Mit dem Hai, der uns heute folgte, hielten wir uns durchaus auf freundschaftlichem Fuß. Beim Mittagstisch fütterten wir ihn mit Speiseresten, die wir ihm direkt ins offene Maul hinunterhielten. Er wirkt wie ein halb zutraulicher, halb täppischer und im Grunde harmloser Hund, wenn er so an unserer Seite schwimmt. Es läßt sich nicht leugnen, daß auch ein Hai ganz sympathisch wirkt, solange wir selber uns nicht anbeißen lassen. Zumindest finden wir es ganz unterhaltsam, ihn um uns zu haben, das heißt, wenn wir nicht gerade baden wollen.

Eines Tages hatten wir eine Bambusstange am Floßrand bereitgelegt, an der mit einer Schnur ein Beutel mit Haifutter befestigt war. Aber da kam eine See und schwemmte das Ganze über Bord. Nun lag die Bambusstange im Wasser, und bald trieb sie ein paar hundert Meter hinter dem Floß. Da stellte sie sich plötzlich im Wasser auf und kam selbständig hinter dem Floß hergefahren, als hätte sie die freundliche Absicht, sich wieder auf ihren Platz zu begeben. Als die Stange näherkam, sahen wir einen zehn Fuß langen Hai, der darunter schwamm, während die Bambusstange wie ein Periskop aus den Wellen ragte. Der Hai hatte den Freßbeutel verschluckt, ohne die Schnur abzubeißen. Die Fischstange holte uns bald ein und segelte ruhig vorbei, bis sie vor uns in den Wellen verschwand.

Wenn wir auch nach all dem mit ganz anderen Augen auf den Hai sahen, so verschwand nie der Respekt vor den fünf bis sechs Reihen von Rasierklingenzähnen, die in dem gewaltigen Maul auf der Lauer lagen. Knut lieferte eines Tages einem Hai ein unfreiwilliges Wettschwimmen. Wegen der raschen Abtrift des Floßes und auch wegen der Haigefahr war es nicht geraten, sich von der »Kon-Tiki« zu entfernen. Wir ließen es daher auch nie zu. Aber eines Tages war es besonders ruhig, und da wir auch unser Haigefolge eben angebracht hatten, gestatteten wir uns, ein kurzes, rasches Tauchbad in der See zu nehmen. Knut sprang ins Wasser und glitt ein gutes Stück dahin, bevor er an die Oberfläche kam, um zurückzuschwimmen. Im selben Augenblick sahen wir vom Mast aus einen Schatten, größer als er selbst, hinter ihm aus der Tiefe hervorkommen.
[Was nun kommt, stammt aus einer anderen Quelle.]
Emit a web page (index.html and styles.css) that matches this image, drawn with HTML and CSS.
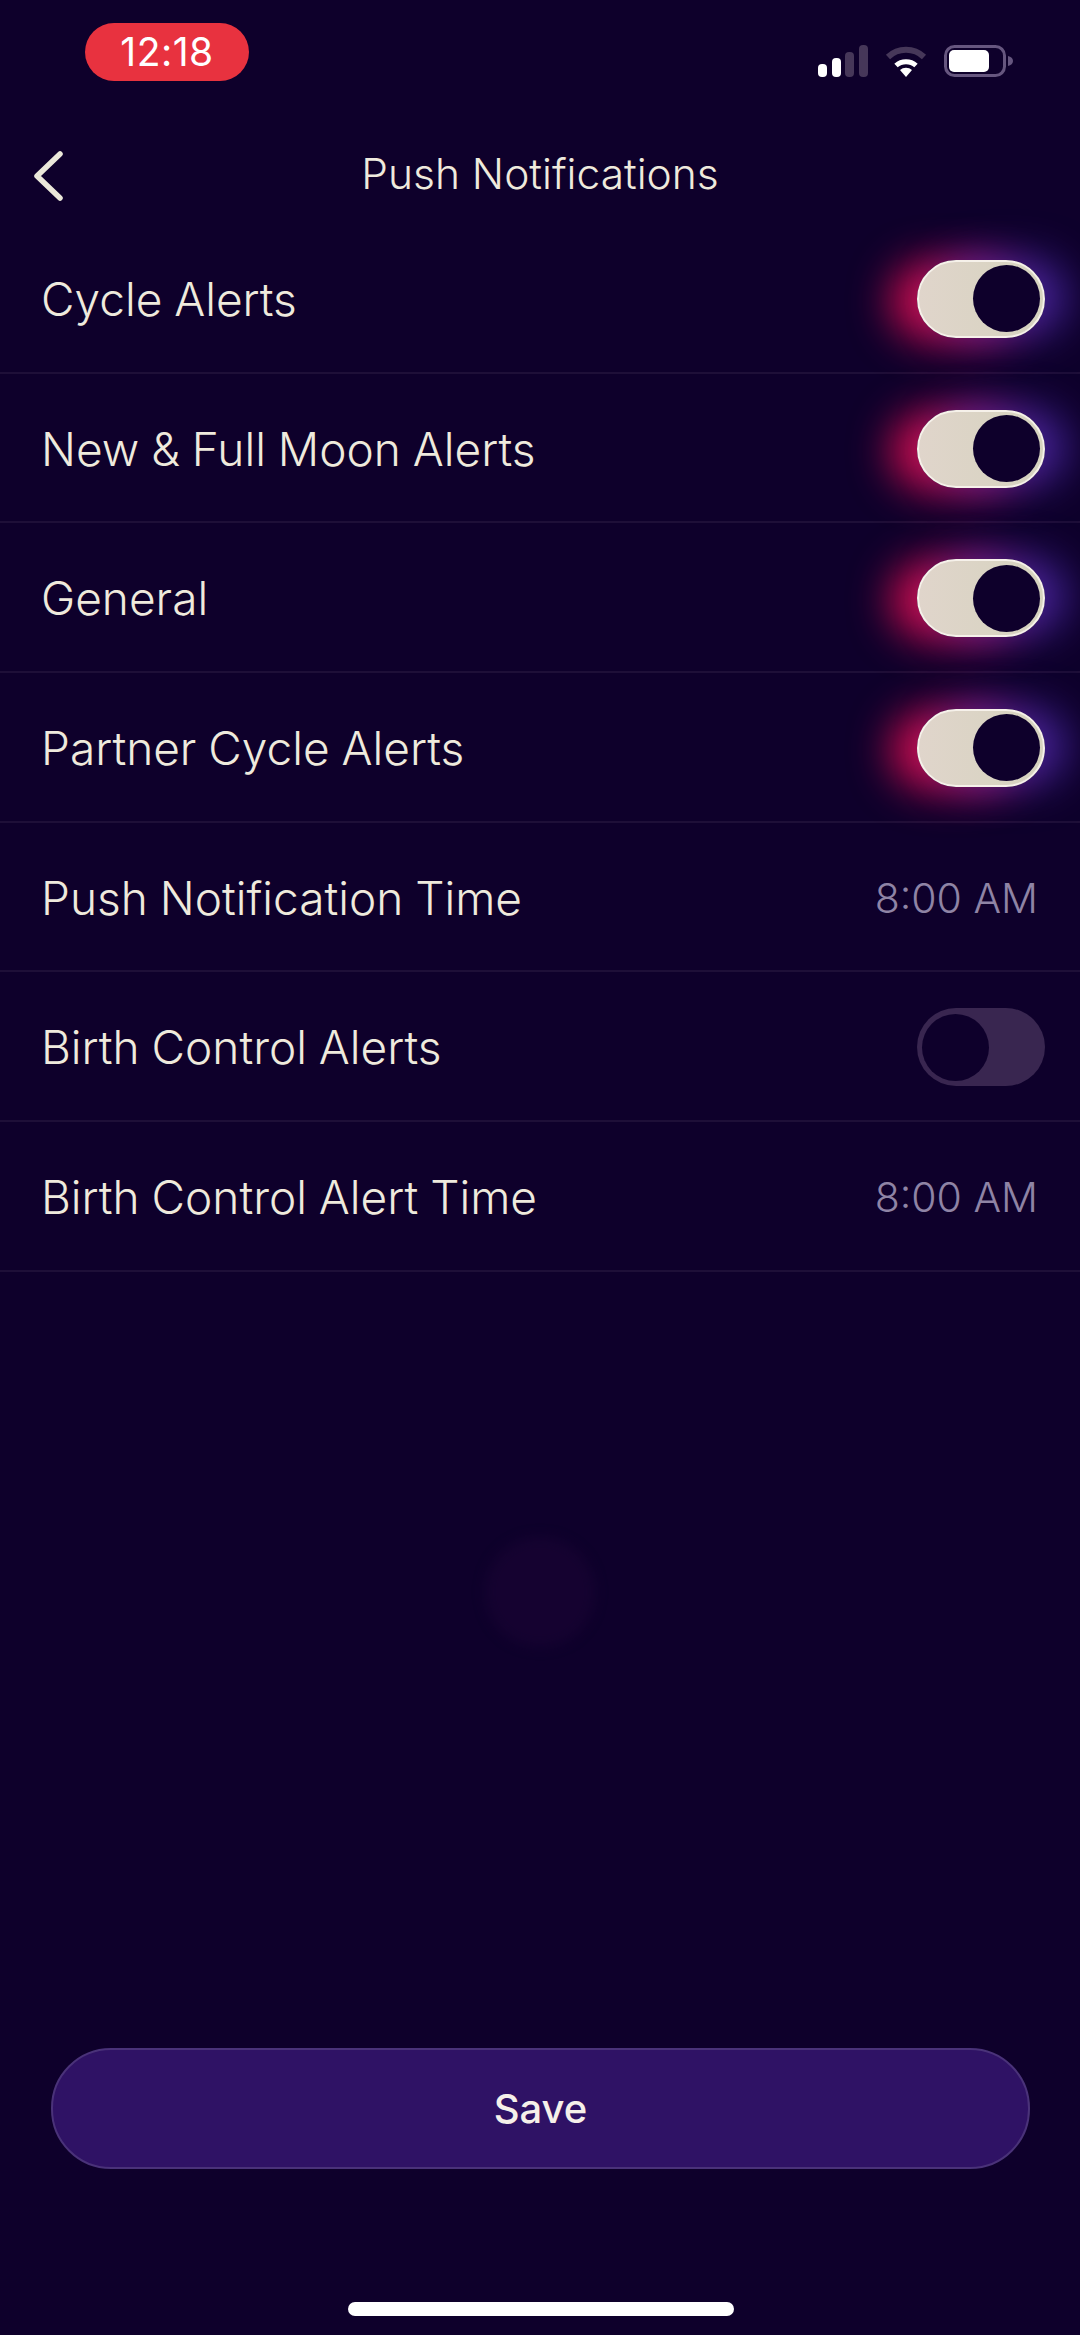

Wir riefen Warnungsschreie, beherrschten aber unsere Aufregung und hielten uns so ruhig wie wir konnten, um eine Panik zu vermeiden. Knut wendete sich sofort gegen das Floß zurück. Aber der Schatten da unten, der auf Knut zuhielt, gehörte einem noch besseren Schwimmer. Zur gleichen Zeit erreichten sie das Floß. Und während Knut sich an Bord warf, schoß ein Hai, sechs Fuß lang, dicht unter seinem Leib vorbei und glitt den Floßrand entlang. Wir warfen ihm einen leckeren Dolfinkopf zu als Dank, daß er nicht zugeschnappt hatte. Normalerweise ist es mehr der Geruch als der Gesichtssinn, der bei den Haien die Raublust weckt. Es kam vor, daß wir am Floßrand saßen und die Beine ins Wasser hängen ließen, um sie in Versuchung zu führen. Oft kamen sie da bis auf zwei bis drei Fuß Abstand auf uns zugeschwommen, um uns schließlich ruhig wieder den Schwanz zuzuwenden. War dagegen der kleinste Blutstropfen im Wasser, so z. B. wenn wir einen Fisch putzten, dann kam Leben in die Haiflossen, und sie konnten plötzlich wie die Schmeißfliegen bei uns auftauchen. Warfen wir Haieingeweide hinaus, wurden sie völlig verrückt und fuhren in blinder Raserei herum. In wilder Gier verschlangen sie die Leber ihrer eigenen Verwandten, und streckten wir dann einen Fuß in die See, so kamen sie wie die Raketen angeschossen und schlugen ihre Zahnreihen in den Stamm, wo wir den Fuß hingehalten hatten. Hai und Hai können sehr verschieden sein, denn dieser Raubfisch ist völlig ein Opfer seiner eigenen Sinne.